2014 has been a great year. I’ve been writing programs in various languages for the better part of 3 decades, though I would have never defined myself as a ‘programmer’. In 2013 I recognized a handful of projects that would simplify some of my work, so earlier this year I picked a couple and have completed them. The result is that I now have MUCH more confidence in my ability to write code and am pursuing more complicated projects to continue developing my skill set. Here’s a list of some of the things that I’ve completed.
Web Project with PHP
I was talking with a co-worker about workflows and together we realized that there was an opportunity for simplification. It took me about a week to think through what was needed, and about a month to build and test a simple web app that does much of the heavy lifting for her. I created this site using CodeIgniter, which was a great choice for this particular project. The result is a simple form and some simple processing. Later I added integration with bitly to save her an additional step. She likes the tool enough that she has shared it with her team and has publicly praised my work a number of times.
I’ve been using PHP for more than a decade.
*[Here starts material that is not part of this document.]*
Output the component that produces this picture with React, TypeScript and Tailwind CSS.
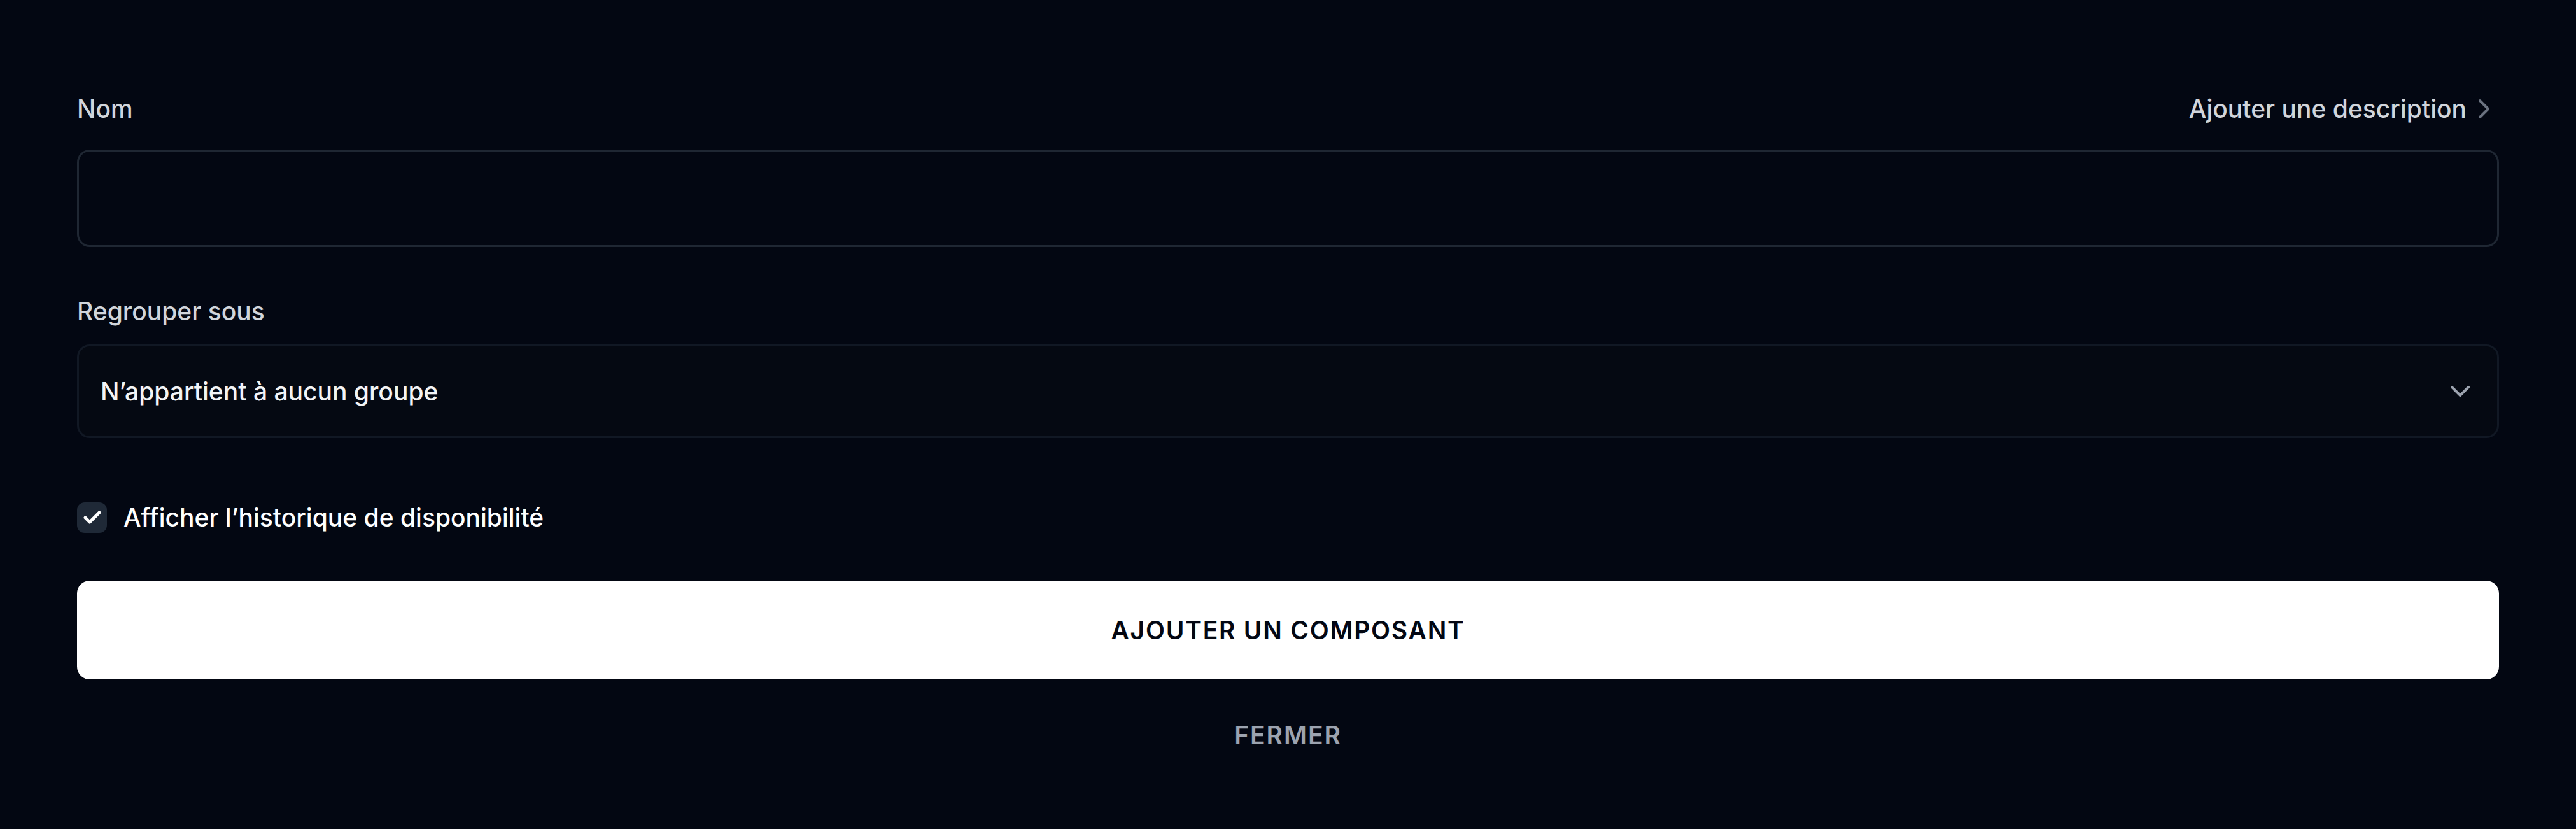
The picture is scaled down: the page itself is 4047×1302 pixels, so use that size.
import React from 'react';

const ChevronRight = () => (
  <svg width="19" height="32" viewBox="0 0 19 32" fill="none" className="text-[#6b7280]">
    <polyline points="3,3 16,16 3,29" stroke="currentColor" strokeWidth="4" strokeLinecap="round" strokeLinejoin="round" />
  </svg>
);

const ChevronDown = () => (
  <svg width="30" height="18" viewBox="0 0 30 18" fill="none" className="text-[#9ca3af]">
    <polyline points="2,2 15,15 28,2" stroke="currentColor" strokeWidth="4" strokeLinecap="round" strokeLinejoin="round" />
  </svg>
);

const Check = () => (
  <svg width="28" height="22" viewBox="0 0 28 22" fill="none" className="text-white">
    <polyline points="3,11 10,18 25,3" stroke="currentColor" strokeWidth="5" strokeLinecap="round" strokeLinejoin="round" />
  </svg>
);

export default function App() {
  return (
    <div className="min-h-screen bg-[#030712] px-[121px] pt-[141px] font-['Inter',sans-serif] text-[39px] leading-[60px]">
      {/* Nom */}
      <div className="flex h-[60px] items-center justify-between">
        <span className="font-medium text-[#d1d5db]">Nom</span>
        <button className="flex items-center gap-[18px] pr-[14px] font-medium text-[#d1d5db]">
          <span>Ajouter une description</span>
          <ChevronRight />
        </button>
      </div>
      <div className="mt-[34px] h-[153px] rounded-[20px] border-[3px] border-[#1f2733]" />

      {/* Regrouper sous */}
      <div className="mt-[71px] h-[60px] font-medium text-[#d1d5db]">Regrouper sous</div>
      <div className="mt-[22px] flex h-[147px] items-center justify-between rounded-[20px] border-[3px] border-[#111824] bg-[#050912] pl-[34px] pr-[43px]">
        <span className="font-medium text-[#f3f4f6]">N’appartient à aucun groupe</span>
        <ChevronDown />
      </div>

      {/* Checkbox */}
      <div className="mt-[95px] flex h-[60px] items-center gap-[26px]">
        <div className="flex h-[48px] w-[47px] items-center justify-center rounded-[12px] bg-[#1f2937]">
          <Check />
        </div>
        <span className="font-medium text-white">Afficher l’historique de disponibilité</span>
      </div>

      {/* Actions */}
      <button className="mt-[69px] flex h-[155px] w-full items-center justify-center rounded-[20px] bg-white text-[39px] font-semibold uppercase tracking-[0.045em] text-[#030712]">
        Ajouter un composant
      </button>
      <div className="mt-[58px] flex h-[60px] justify-center">
        <button className="font-semibold uppercase tracking-[0.05em] text-[#9ca3af]">Fermer</button>
      </div>
    </div>
  );
}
Choosing a framework for this project was great because it forced me to get comfortable with the MVC pattern of web apps. CodeIgniter in particular simplified application security, and it’s well documented so I never got stuck.
I could take this further by either integrating directly with the social platforms to simplify broadcasting of messages, or making her work easily sharable via email notifications.
Predictive Modeling with R
A year ago my manager asked me how we can show that a portion of the work my team does should be cut. It took me a while to wrap my head around how to solve this, but I decided to build a predictive model using R in order to show which efforts generate results for us. This took me quite a while, but man was it fun. I asked our BI team for data, which they responded to with a 750 MB file (awesome!). I cleaned the data through a combination of PowerShell & R scripts. Then I split it into testing & training data sets & created models via linear regression, lasso, naive Bayes and random forests. After evaluating the success of each I chose random forests and generated summary plots via ggplot2. My team has begun to shift focus.
This was great because it forced me to become more familiar with data.tables and evaluating models. Also, I’ve done each piece of this project many times over the past 4-5 years, but this was the first time I completed them in this order. I learned a lot in the process, and have referred back to the code & methods that I used dozens of times.
I could take this further by simplifying the data via dimension reduction, recreating models with support vector machines, and automating the scripts so that this can be quickly updated at regular intervals.
Building a Data Store
My team has been working toward improving the information available from our analytics packages. Some of the things we’d like to offer aren’t easily accomplished within the tools we have, so we’ve decided to build some systems in-house. We’re now generating log files (at least) daily. Initially I thought I’d be working with this data in SQL Server, so that’s where I began storing the data. I quickly realized that was messy & prone to errors. I wrote logic in Python scripts to handle the most common errors, and notify me of anything else. In my research I realized that NoSQL would be much easier, so I installed mongoDB and wrote a Python script to push there as well. Now we’re storing all data in both SQL Server and mongoDB until we’re confident that one or the other will fully meet our needs.
The fun thing about this project is that I’m learning to work with a LOT of data (some days we have several GB). This has sharpened my skill with logic, Python and SQL. I’ve gotten stuck a couple of times along the way, but each time I’ve been able to figure out a solution within a day.
I will take this further by automating all of my scripts and improving the error handling. This project is still just getting legs though. Eventually I’ll need to shift attention from data processing to cleaning and analysis. Initially I’ll be manually creating charts and models. Later I envision bringing MapReduce into the project and creating at least a couple of dashboards. At some point we’ll need to add more servers to handle the volume of data. This is definitely a fun project!
I doubt all of these projects will get more attention from me. Some of them certainly will. Others will pop up along the path. I’m very much looking forward to 2015.